There is a term in advertising called “effective frequency”. This term refers to repetitive exposure to an advertisement until the consumer either purchases the product, or remember the ad and hopefully buy it in the near future or talk about the product to someone else so that they’ll buy it and so on.

Marketers don’t just pop up the same ads endlessly even though it certainly feels like that’s the case. Marketing and advertising cost enormous amounts of money and there is a lengthy process before releasing an ad, but more on that on a later topic. There are a certain number of times an ad gets popped up in front of our screens. According to “Successful Advertising”, a book written by Thomas Smith, after the consumer is exposed to the same advertisement for the 20th time, they will buy the product. So advertisers only need to show us the ad 20 times to persuade us to buy their stuff.
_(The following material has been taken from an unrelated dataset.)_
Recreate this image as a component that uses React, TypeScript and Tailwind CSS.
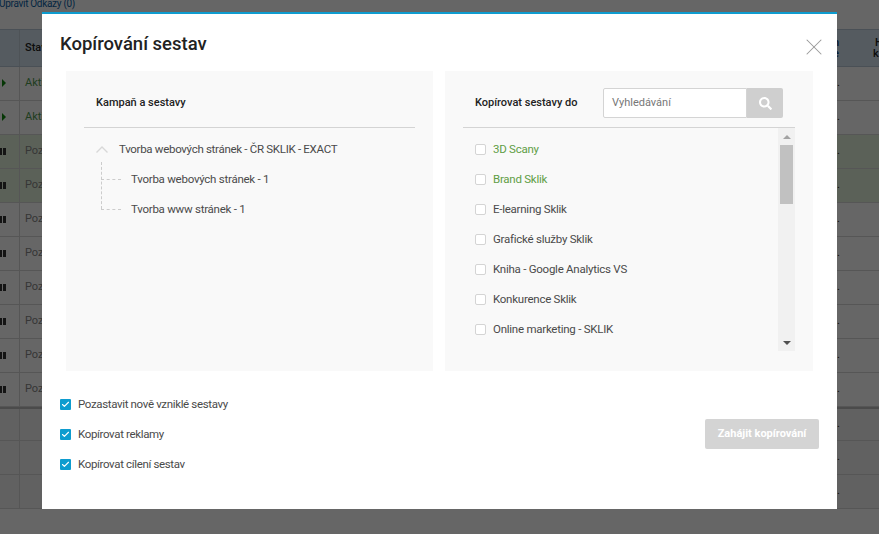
import React from 'react';
import { Check, X } from 'lucide-react';
import { FaSearch } from 'react-icons/fa';

const targets = [
    { name: '3D Scany', active: true },
    { name: 'Brand Sklik', active: true },
    { name: 'E-learning Sklik' },
    { name: 'Grafické služby Sklik' },
    { name: 'Kniha - Google Analytics VS' },
    { name: 'Konkurence Sklik' },
    { name: 'Online marketing - SKLIK' },
];

const rows = [
    { state: 'Aktivní', on: true },
    { state: 'Aktivní', on: true },
    { state: 'Pozastaveno', green: true },
    { state: 'Pozastaveno', green: true },
    { state: 'Pozastaveno' },
    { state: 'Pozastaveno' },
    { state: 'Pozastaveno' },
    { state: 'Pozastaveno' },
    { state: 'Pozastaveno' },
    { state: 'Pozastaveno' },
];

const options = ['Pozastavit nově vzniklé sestavy', 'Kopírovat reklamy', 'Kopírovat cílení sestav'];

function Background() {
    return (
        <div className="text-[11px] text-[#222]">
            <div className="h-[29px] overflow-hidden">
                <div className="-mt-[4px] -ml-px text-[10px] tracking-[-0.3px] leading-[16px] text-[#0b5fa5]">Upravit Odkazy (0)</div>
            </div>
            <div className="flex h-[38px] bg-[#d4e3f0] border-y border-[#b8c8d6]">
                <div className="w-5 border-r border-[#c4d0da]" />
                <div className="pl-[5px] flex items-center font-medium flex-1">Stav</div>
                <div className="w-[40px] flex flex-col justify-center leading-[11px] font-medium text-[#0b3f75]">
                    <div>n</div>
                    <div>e</div>
                </div>
                <div className="w-[6px] flex flex-col justify-center items-start leading-[11px] font-medium">
                    <div className="ml-[2px]">H</div>
                    <div>k</div>
                </div>
            </div>
            {rows.map((row, i) => (
                <div key={i} className={`flex h-[34px] border-b border-[#d6d6d6] ${row.green ? 'bg-[#e3f2dc]' : 'bg-white'}`}>
                    <div className="w-5 border-r border-[#d6d6d6] flex items-center">
                        {row.on ? (
                            <div className="ml-[2px] -mt-[2px] border-y-[4px] border-l-[4px] border-y-transparent border-l-[#108a10]" />
                        ) : (
                            <div className="flex gap-px">
                                <div className="w-[2px] h-[7px] bg-[#333]" />
                                <div className="w-[3px] h-[7px] bg-[#333]" />
                            </div>
                        )}
                    </div>
                    <div className={`pl-[5px] flex items-center flex-1 ${row.on ? 'text-[#4f9a4f]' : 'text-[#888]'}`}>{row.state}</div>
                    <div className="w-[42px] flex items-center">.</div>
                </div>
            ))}
            <div className="h-[2px] bg-[#bbb]" />
            {[32, 34, 34].map((height, i) => (
                <div key={i} className={`flex bg-[#f2f2f2] border-b border-[#d6d6d6] ${height === 32 ? 'h-[32px]' : 'h-[34px]'}`}>
                    <div className="w-5 border-r border-[#d6d6d6]" />
                    <div className="flex-1" />
                    <div className="w-[42px] flex items-center">.</div>
                </div>
            ))}
        </div>
    );
}

export default function App() {
    return (
        <div className="relative h-[534px] w-[879px] overflow-hidden bg-white font-['Roboto',sans-serif]">
            <Background />
            <div className="absolute inset-0 bg-black/60" />

            <div className="absolute left-[42px] top-[12px] w-[795px] h-[497px] bg-white border-t-2 border-[#0e9ccf] flex flex-col">
                <div className="h-[57px] px-[18px] flex justify-between relative">
                    <h1 className="mt-[18px] text-[18.5px] leading-[24px] font-medium text-[#222]">Kopírování sestav</h1>
                    <X className="absolute right-[9px] top-[19px] w-[28px] h-[28px] text-[#999]" strokeWidth={0.9} />
                </div>

                <div className="flex gap-3 pl-[24px] pr-[24px]">
                    <div className="w-[367px] h-[300px] bg-[#f9f9f9] px-[18px]">
                        <div className="h-[57px] pt-2 border-b border-[#d4d4d4] flex items-center pl-3 text-[11px] font-medium text-[#222]">
                            Kampaň a sestavy
                        </div>
                        <div className="mt-[6px] text-[11.5px] tracking-[-0.25px] text-[#4a4a4a]">
                            <div className="h-[30px] flex items-center">
                                <svg width="12" height="7" viewBox="0 0 12 7" className="ml-3 mr-[11px]" fill="none" stroke="#d8d8d8" strokeWidth="1.4"><path d="M0.5 6.5 6 1l5.5 5.5" /></svg>
                                <span className="mt-px tracking-[-0.3px]">Tvorba webových stránek - ČR SKLIK - EXACT</span>
                            </div>
                            <div className="relative h-[60px]">
                                <div className="absolute left-[17px] top-[-2px] h-[47px] border-l border-dashed border-[#ccc]" />
                                {['Tvorba webových stránek - 1', 'Tvorba www stránek - 1'].map(name => (
                                    <div key={name} className="h-[30px] flex items-center pl-[17px]">
                                        <div className="w-[20px] border-t border-dashed border-[#ccc]" />
                                        <span className="ml-[10px] mt-px">{name}</span>
                                    </div>
                                ))}
                            </div>
                        </div>
                    </div>

                    <div className="w-[368px] h-[300px] bg-[#f9f9f9] pl-[18px] pr-[18px]">
                        <div className="h-[57px] pt-2 border-b border-[#d4d4d4] flex items-center pl-3 text-[11px] font-medium text-[#222]">
                            <span className="w-[128px]">Kopírovat sestavy do</span>
                            <div className="flex h-[30px] w-[180px]">
                                <div className="flex-1 bg-white border border-[#d4d4d4] rounded-l-[2px] flex items-center pl-2 text-[11px] font-normal text-[#777]">Vyhledávání</div>
                                <div className="w-[36px] bg-[#cfcfcf] rounded-r-[2px] flex items-center justify-center">
                                    <FaSearch className="w-[13px] h-[13px] text-white" />
                                </div>
                            </div>
                        </div>
                        <div className="flex h-[223px] overflow-hidden">
                            <div className="flex-1 pt-[6px]">
                                {targets.map(t => (
                                    <div key={t.name} className={`h-[30px] flex items-center pl-3 text-[11.5px] tracking-[-0.25px] ${t.active ? 'text-[#5f9e45]' : 'text-[#4a4a4a]'}`}>
                                        <div className="w-[11px] h-[11px] bg-white border border-[#d4d4d4] rounded-[2px] mr-[7px]" />
                                        <span className="mt-px">{t.name}</span>
                                    </div>
                                ))}
                            </div>
                            <div className="w-[17px] bg-[#f1f1f1] flex flex-col items-center">
                                <div className="h-[17px] flex items-center"><div className="border-x-[4px] border-b-[4px] border-x-transparent border-b-[#a3a3a3]" /></div>
                                <div className="w-[13px] h-[59px] bg-[#c1c1c1]" />
                                <div className="mt-auto h-[17px] flex items-center"><div className="border-x-[4px] border-t-[4px] border-x-transparent border-t-[#505050]" /></div>
                            </div>
                        </div>
                    </div>
                </div>

                <div className="flex items-center justify-between pl-[18px] pr-[18px] mt-[18px]">
                    <div>
                        {options.map(o => (
                            <div key={o} className="h-[30px] flex items-center text-[11.5px] tracking-[-0.35px] text-[#4a4a4a]">
                                <div className="w-[11px] h-[11px] bg-[#0e9ccf] rounded-[1px] mr-[7px] flex items-center justify-center">
                                    <Check className="w-[9px] h-[9px] text-white" strokeWidth={3} />
                                </div>
                                <span className="mt-px">{o}</span>
                            </div>
                        ))}
                    </div>
                    <button className="w-[114px] h-[30px] bg-[#d4d4d4] rounded-[2px] text-white text-[11px] font-bold">Zahájit kopírování</button>
                </div>
            </div>
        </div>
    );
}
There was research done to explain the cognitive effects of repetitive advertising. The link to the research is below. The aim of the research is to find out whether repetitive advertisements strengthen their brand belief and affect the consumer’s opinion towards the product, or simply repeating an ad without any brand beliefs would be enough to persuade consumer’s. Their results were surprising. Repeating an advertisement several times has no effect on the consumer’s attitude and decision towards the product. In fact, according to the research, it only takes the consumer to see the advertisement twice to make up their mind on whether or not they should buy the product.

We like to think that we could not be persuaded at all by advertisements and that the company is wasting their money trying to persuade you to buy their stuff. And I think some of you might do it out pity. But one take away from this is that these ads cost you nothing but a few seconds of your time. The advertiser, on the other hand, might lose a lot.